** start Source data **

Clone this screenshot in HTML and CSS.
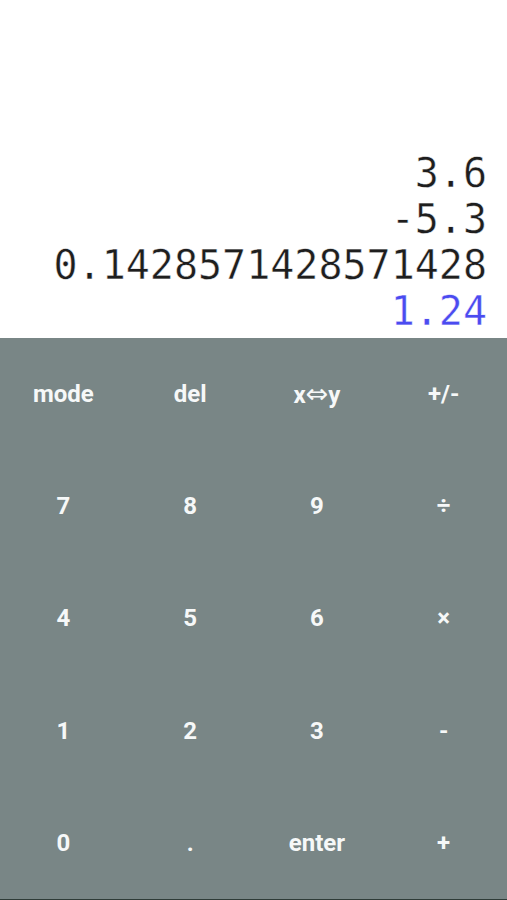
FILE: index.html
```html
<!DOCTYPE html>
<html lang="en">
<head>
    <meta charset="UTF-8">
    <meta name="viewport" content="width=device-width, initial-scale=1.0">
    <title>RPN Calculator</title>
    <link rel="stylesheet" href="styles.css">
</head>
<body>
    <div id="app">
        <div id="stack">
            <div class="entry">3.6</div>
            <div class="entry">-5.3</div>
            <div class="entry">0.1428571428571428</div>
            <div class="entry current">1.24</div>
        </div>
        <div id="keypad">
            <button class="key">mode</button>
            <button class="key">del</button>
            <button class="key">x<span class="swap">&#8660;</span>y</button>
            <button class="key">+/-</button>
            <button class="key">7</button>
            <button class="key">8</button>
            <button class="key">9</button>
            <button class="key">&divide;</button>
            <button class="key">4</button>
            <button class="key">5</button>
            <button class="key">6</button>
            <button class="key">&times;</button>
            <button class="key">1</button>
            <button class="key">2</button>
            <button class="key">3</button>
            <button class="key">-</button>
            <button class="key">0</button>
            <button class="key">.</button>
            <button class="key">enter</button>
            <button class="key">+</button>
        </div>
        <div id="navBar"></div>
    </div>
</body>
</html>
```

FILE: styles.css
```css
* {
    margin: 0;
    padding: 0;
    box-sizing: border-box;
}

body {
    background: #ffffff;
    font-family: Roboto, Arial, sans-serif;
    overflow: hidden;
}

#app {
    display: flex;
    flex-direction: column;
    width: 100vw;
    height: 100vh;
}

#stack {
    flex: 1;
    display: flex;
    flex-direction: column;
    justify-content: flex-end;
    align-items: flex-end;
    padding: 0 20px 4px 0;
    font-family: "DejaVu Sans Mono", "Liberation Mono", monospace;
    font-size: 40px;
    color: #1e1e1e;
    -webkit-text-stroke: 0.4px #ffffff;
}

.entry {
    white-space: nowrap;
}

.entry.current {
    color: #4b4bf0;
}

#keypad {
    height: 561px;
    display: grid;
    grid-template-columns: repeat(4, 1fr);
    grid-template-rows: repeat(5, 1fr);
    background: #798686;
}

.key {
    background: transparent;
    border: none;
    color: #f6f8f8;
    font-family: Roboto, Arial, sans-serif;
    font-weight: bold;
    font-size: 24px;
    line-height: 28px;
    cursor: pointer;
}

.swap {
    font-family: "DejaVu Sans", sans-serif;
    font-weight: normal;
    font-size: 27px;
}

#navBar {
    height: 1px;
    background: #2f3c38;
}
```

** end Source data **

§ Prompt: Copy the listing over exactly, skipping the pictures it holds.

§ Completed task:
Clone this screenshot in HTML and CSS.
FILE: index.html
```html
<!DOCTYPE html>
<html lang="en">
<head>
    <meta charset="UTF-8">
    <meta name="viewport" content="width=device-width, initial-scale=1.0">
    <title>RPN Calculator</title>
    <link rel="stylesheet" href="styles.css">
</head>
<body>
    <div id="app">
        <div id="stack">
            <div class="entry">3.6</div>
            <div class="entry">-5.3</div>
            <div class="entry">0.1428571428571428</div>
            <div class="entry current">1.24</div>
        </div>
        <div id="keypad">
            <button class="key">mode</button>
            <button class="key">del</button>
            <button class="key">x<span class="swap">&#8660;</span>y</button>
            <button class="key">+/-</button>
            <button class="key">7</button>
            <button class="key">8</button>
            <button class="key">9</button>
            <button class="key">&divide;</button>
            <button class="key">4</button>
            <button class="key">5</button>
            <button class="key">6</button>
            <button class="key">&times;</button>
            <button class="key">1</button>
            <button class="key">2</button>
            <button class="key">3</button>
            <button class="key">-</button>
            <button class="key">0</button>
            <button class="key">.</button>
            <button class="key">enter</button>
            <button class="key">+</button>
        </div>
        <div id="navBar"></div>
    </div>
</body>
</html>
```

FILE: styles.css
```css
* {
    margin: 0;
    padding: 0;
    box-sizing: border-box;
}

body {
    background: #ffffff;
    font-family: Roboto, Arial, sans-serif;
    overflow: hidden;
}

#app {
    display: flex;
    flex-direction: column;
    width: 100vw;
    height: 100vh;
}

#stack {
    flex: 1;
    display: flex;
    flex-direction: column;
    justify-content: flex-end;
    align-items: flex-end;
    padding: 0 20px 4px 0;
    font-family: "DejaVu Sans Mono", "Liberation Mono", monospace;
    font-size: 40px;
    color: #1e1e1e;
    -webkit-text-stroke: 0.4px #ffffff;
}

.entry {
    white-space: nowrap;
}

.entry.current {
    color: #4b4bf0;
}

#keypad {
    height: 561px;
    display: grid;
    grid-template-columns: repeat(4, 1fr);
    grid-template-rows: repeat(5, 1fr);
    background: #798686;
}

.key {
    background: transparent;
    border: none;
    color: #f6f8f8;
    font-family: Roboto, Arial, sans-serif;
    font-weight: bold;
    font-size: 24px;
    line-height: 28px;
    cursor: pointer;
}

.swap {
    font-family: "DejaVu Sans", sans-serif;
    font-weight: normal;
    font-size: 27px;
}

#navBar {
    height: 1px;
    background: #2f3c38;
}
```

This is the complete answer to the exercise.